- [Written request]: Retype all material exactly. Pictures stay out of the copy.

- [Data block]:
Begin

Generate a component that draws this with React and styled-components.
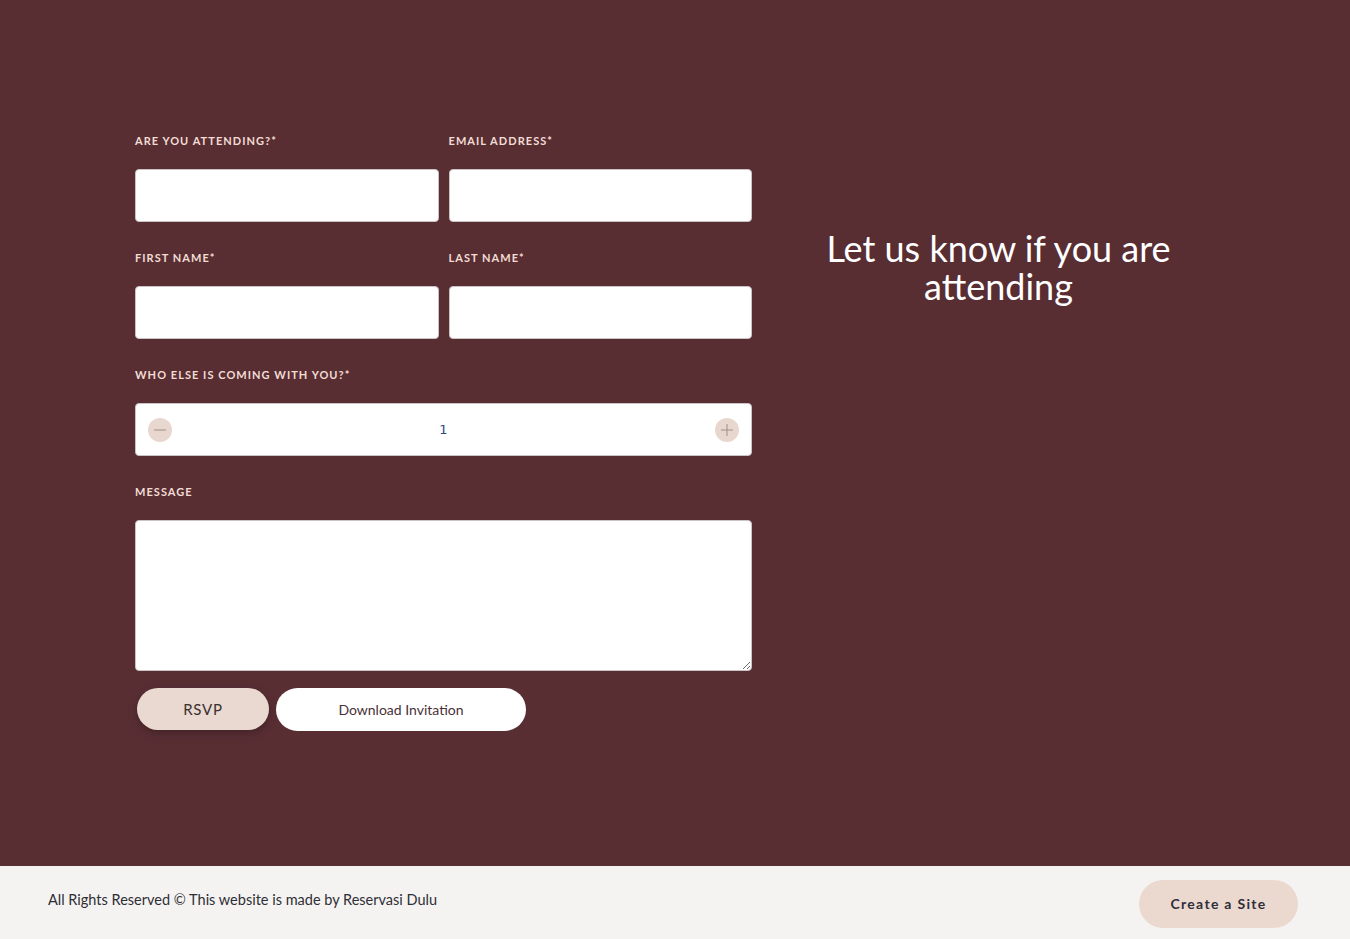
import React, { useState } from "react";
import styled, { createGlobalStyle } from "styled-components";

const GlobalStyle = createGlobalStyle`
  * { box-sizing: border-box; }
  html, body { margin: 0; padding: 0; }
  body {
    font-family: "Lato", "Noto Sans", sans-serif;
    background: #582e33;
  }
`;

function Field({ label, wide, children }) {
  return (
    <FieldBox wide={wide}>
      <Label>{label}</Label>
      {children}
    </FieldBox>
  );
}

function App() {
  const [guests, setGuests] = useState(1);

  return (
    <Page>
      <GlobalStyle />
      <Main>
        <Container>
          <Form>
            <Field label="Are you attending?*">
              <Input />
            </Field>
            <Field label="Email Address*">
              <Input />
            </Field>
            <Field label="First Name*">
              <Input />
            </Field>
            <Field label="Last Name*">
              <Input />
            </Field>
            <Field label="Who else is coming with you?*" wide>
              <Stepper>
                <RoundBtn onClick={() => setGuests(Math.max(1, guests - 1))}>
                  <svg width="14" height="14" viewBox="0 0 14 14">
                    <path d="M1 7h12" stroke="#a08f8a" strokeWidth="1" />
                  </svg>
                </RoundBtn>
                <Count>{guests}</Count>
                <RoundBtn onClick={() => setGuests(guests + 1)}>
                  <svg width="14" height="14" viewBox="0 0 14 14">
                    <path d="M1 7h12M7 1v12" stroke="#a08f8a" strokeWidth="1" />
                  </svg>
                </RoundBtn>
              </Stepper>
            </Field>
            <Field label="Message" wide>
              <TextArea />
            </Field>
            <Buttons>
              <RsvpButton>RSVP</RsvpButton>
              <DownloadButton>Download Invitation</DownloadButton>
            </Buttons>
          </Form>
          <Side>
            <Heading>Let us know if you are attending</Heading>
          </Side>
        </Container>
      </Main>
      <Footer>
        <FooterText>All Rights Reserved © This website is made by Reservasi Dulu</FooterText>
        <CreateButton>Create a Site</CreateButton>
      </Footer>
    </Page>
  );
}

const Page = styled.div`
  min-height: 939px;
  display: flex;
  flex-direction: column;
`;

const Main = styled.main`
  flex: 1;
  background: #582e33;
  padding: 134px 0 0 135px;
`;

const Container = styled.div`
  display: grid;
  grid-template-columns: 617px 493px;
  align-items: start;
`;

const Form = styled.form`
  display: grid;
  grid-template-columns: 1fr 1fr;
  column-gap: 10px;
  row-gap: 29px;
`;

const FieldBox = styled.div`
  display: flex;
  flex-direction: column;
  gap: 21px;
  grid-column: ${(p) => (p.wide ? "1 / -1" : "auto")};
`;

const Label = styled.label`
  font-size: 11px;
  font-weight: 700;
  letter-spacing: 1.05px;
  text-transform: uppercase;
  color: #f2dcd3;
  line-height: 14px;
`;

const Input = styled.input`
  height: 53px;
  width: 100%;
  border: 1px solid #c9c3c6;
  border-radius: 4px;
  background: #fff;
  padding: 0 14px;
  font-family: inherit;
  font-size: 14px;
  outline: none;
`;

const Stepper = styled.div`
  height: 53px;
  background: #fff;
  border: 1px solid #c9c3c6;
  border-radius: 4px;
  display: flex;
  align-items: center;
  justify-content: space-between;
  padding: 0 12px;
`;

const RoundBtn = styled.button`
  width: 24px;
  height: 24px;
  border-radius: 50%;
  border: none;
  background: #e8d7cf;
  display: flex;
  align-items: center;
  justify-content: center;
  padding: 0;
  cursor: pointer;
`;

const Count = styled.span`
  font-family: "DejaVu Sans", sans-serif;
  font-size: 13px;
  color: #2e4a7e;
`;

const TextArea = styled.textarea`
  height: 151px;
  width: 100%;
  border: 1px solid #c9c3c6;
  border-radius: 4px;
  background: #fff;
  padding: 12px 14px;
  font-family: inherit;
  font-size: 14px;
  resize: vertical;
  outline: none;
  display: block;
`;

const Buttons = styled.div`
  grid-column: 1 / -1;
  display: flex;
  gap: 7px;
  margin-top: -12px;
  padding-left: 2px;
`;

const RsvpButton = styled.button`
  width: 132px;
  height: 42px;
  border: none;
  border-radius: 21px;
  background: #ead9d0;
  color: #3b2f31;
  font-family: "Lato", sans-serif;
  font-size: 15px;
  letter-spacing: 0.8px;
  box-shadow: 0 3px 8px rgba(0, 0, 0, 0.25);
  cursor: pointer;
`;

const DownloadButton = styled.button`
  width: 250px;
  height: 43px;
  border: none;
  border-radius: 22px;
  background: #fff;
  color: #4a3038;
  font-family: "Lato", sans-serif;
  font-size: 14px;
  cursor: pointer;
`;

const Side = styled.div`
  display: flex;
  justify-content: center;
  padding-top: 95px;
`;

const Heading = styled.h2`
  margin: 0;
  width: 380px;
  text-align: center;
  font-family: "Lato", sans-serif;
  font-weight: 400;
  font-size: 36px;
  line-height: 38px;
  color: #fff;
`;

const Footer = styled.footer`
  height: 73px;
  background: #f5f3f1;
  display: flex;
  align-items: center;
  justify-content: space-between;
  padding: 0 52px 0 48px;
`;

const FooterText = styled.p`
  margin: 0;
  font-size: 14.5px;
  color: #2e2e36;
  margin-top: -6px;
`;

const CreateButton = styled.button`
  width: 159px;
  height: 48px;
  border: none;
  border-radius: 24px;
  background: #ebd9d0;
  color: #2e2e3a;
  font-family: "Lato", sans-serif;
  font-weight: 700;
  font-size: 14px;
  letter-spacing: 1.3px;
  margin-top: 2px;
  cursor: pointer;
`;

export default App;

End

- [Response]:
Generate a component that draws this with React and styled-components.
import React, { useState } from "react";
import styled, { createGlobalStyle } from "styled-components";

const GlobalStyle = createGlobalStyle`
  * { box-sizing: border-box; }
  html, body { margin: 0; padding: 0; }
  body {
    font-family: "Lato", "Noto Sans", sans-serif;
    background: #582e33;
  }
`;

function Field({ label, wide, children }) {
  return (
    <FieldBox wide={wide}>
      <Label>{label}</Label>
      {children}
    </FieldBox>
  );
}

function App() {
  const [guests, setGuests] = useState(1);

  return (
    <Page>
      <GlobalStyle />
      <Main>
        <Container>
          <Form>
            <Field label="Are you attending?*">
              <Input />
            </Field>
            <Field label="Email Address*">
              <Input />
            </Field>
            <Field label="First Name*">
              <Input />
            </Field>
            <Field label="Last Name*">
              <Input />
            </Field>
            <Field label="Who else is coming with you?*" wide>
              <Stepper>
                <RoundBtn onClick={() => setGuests(Math.max(1, guests - 1))}>
                  <svg width="14" height="14" viewBox="0 0 14 14">
                    <path d="M1 7h12" stroke="#a08f8a" strokeWidth="1" />
                  </svg>
                </RoundBtn>
                <Count>{guests}</Count>
                <RoundBtn onClick={() => setGuests(guests + 1)}>
                  <svg width="14" height="14" viewBox="0 0 14 14">
                    <path d="M1 7h12M7 1v12" stroke="#a08f8a" strokeWidth="1" />
                  </svg>
                </RoundBtn>
              </Stepper>
            </Field>
            <Field label="Message" wide>
              <TextArea />
            </Field>
            <Buttons>
              <RsvpButton>RSVP</RsvpButton>
              <DownloadButton>Download Invitation</DownloadButton>
            </Buttons>
          </Form>
          <Side>
            <Heading>Let us know if you are attending</Heading>
          </Side>
        </Container>
      </Main>
      <Footer>
        <FooterText>All Rights Reserved © This website is made by Reservasi Dulu</FooterText>
        <CreateButton>Create a Site</CreateButton>
      </Footer>
    </Page>
  );
}

const Page = styled.div`
  min-height: 939px;
  display: flex;
  flex-direction: column;
`;

const Main = styled.main`
  flex: 1;
  background: #582e33;
  padding: 134px 0 0 135px;
`;

const Container = styled.div`
  display: grid;
  grid-template-columns: 617px 493px;
  align-items: start;
`;

const Form = styled.form`
  display: grid;
  grid-template-columns: 1fr 1fr;
  column-gap: 10px;
  row-gap: 29px;
`;

const FieldBox = styled.div`
  display: flex;
  flex-direction: column;
  gap: 21px;
  grid-column: ${(p) => (p.wide ? "1 / -1" : "auto")};
`;

const Label = styled.label`
  font-size: 11px;
  font-weight: 700;
  letter-spacing: 1.05px;
  text-transform: uppercase;
  color: #f2dcd3;
  line-height: 14px;
`;

const Input = styled.input`
  height: 53px;
  width: 100%;
  border: 1px solid #c9c3c6;
  border-radius: 4px;
  background: #fff;
  padding: 0 14px;
  font-family: inherit;
  font-size: 14px;
  outline: none;
`;

const Stepper = styled.div`
  height: 53px;
  background: #fff;
  border: 1px solid #c9c3c6;
  border-radius: 4px;
  display: flex;
  align-items: center;
  justify-content: space-between;
  padding: 0 12px;
`;

const RoundBtn = styled.button`
  width: 24px;
  height: 24px;
  border-radius: 50%;
  border: none;
  background: #e8d7cf;
  display: flex;
  align-items: center;
  justify-content: center;
  padding: 0;
  cursor: pointer;
`;

const Count = styled.span`
  font-family: "DejaVu Sans", sans-serif;
  font-size: 13px;
  color: #2e4a7e;
`;

const TextArea = styled.textarea`
  height: 151px;
  width: 100%;
  border: 1px solid #c9c3c6;
  border-radius: 4px;
  background: #fff;
  padding: 12px 14px;
  font-family: inherit;
  font-size: 14px;
  resize: vertical;
  outline: none;
  display: block;
`;

const Buttons = styled.div`
  grid-column: 1 / -1;
  display: flex;
  gap: 7px;
  margin-top: -12px;
  padding-left: 2px;
`;

const RsvpButton = styled.button`
  width: 132px;
  height: 42px;
  border: none;
  border-radius: 21px;
  background: #ead9d0;
  color: #3b2f31;
  font-family: "Lato", sans-serif;
  font-size: 15px;
  letter-spacing: 0.8px;
  box-shadow: 0 3px 8px rgba(0, 0, 0, 0.25);
  cursor: pointer;
`;

const DownloadButton = styled.button`
  width: 250px;
  height: 43px;
  border: none;
  border-radius: 22px;
  background: #fff;
  color: #4a3038;
  font-family: "Lato", sans-serif;
  font-size: 14px;
  cursor: pointer;
`;

const Side = styled.div`
  display: flex;
  justify-content: center;
  padding-top: 95px;
`;

const Heading = styled.h2`
  margin: 0;
  width: 380px;
  text-align: center;
  font-family: "Lato", sans-serif;
  font-weight: 400;
  font-size: 36px;
  line-height: 38px;
  color: #fff;
`;

const Footer = styled.footer`
  height: 73px;
  background: #f5f3f1;
  display: flex;
  align-items: center;
  justify-content: space-between;
  padding: 0 52px 0 48px;
`;

const FooterText = styled.p`
  margin: 0;
  font-size: 14.5px;
  color: #2e2e36;
  margin-top: -6px;
`;

const CreateButton = styled.button`
  width: 159px;
  height: 48px;
  border: none;
  border-radius: 24px;
  background: #ebd9d0;
  color: #2e2e3a;
  font-family: "Lato", sans-serif;
  font-weight: 700;
  font-size: 14px;
  letter-spacing: 1.3px;
  margin-top: 2px;
  cursor: pointer;
`;

export default App;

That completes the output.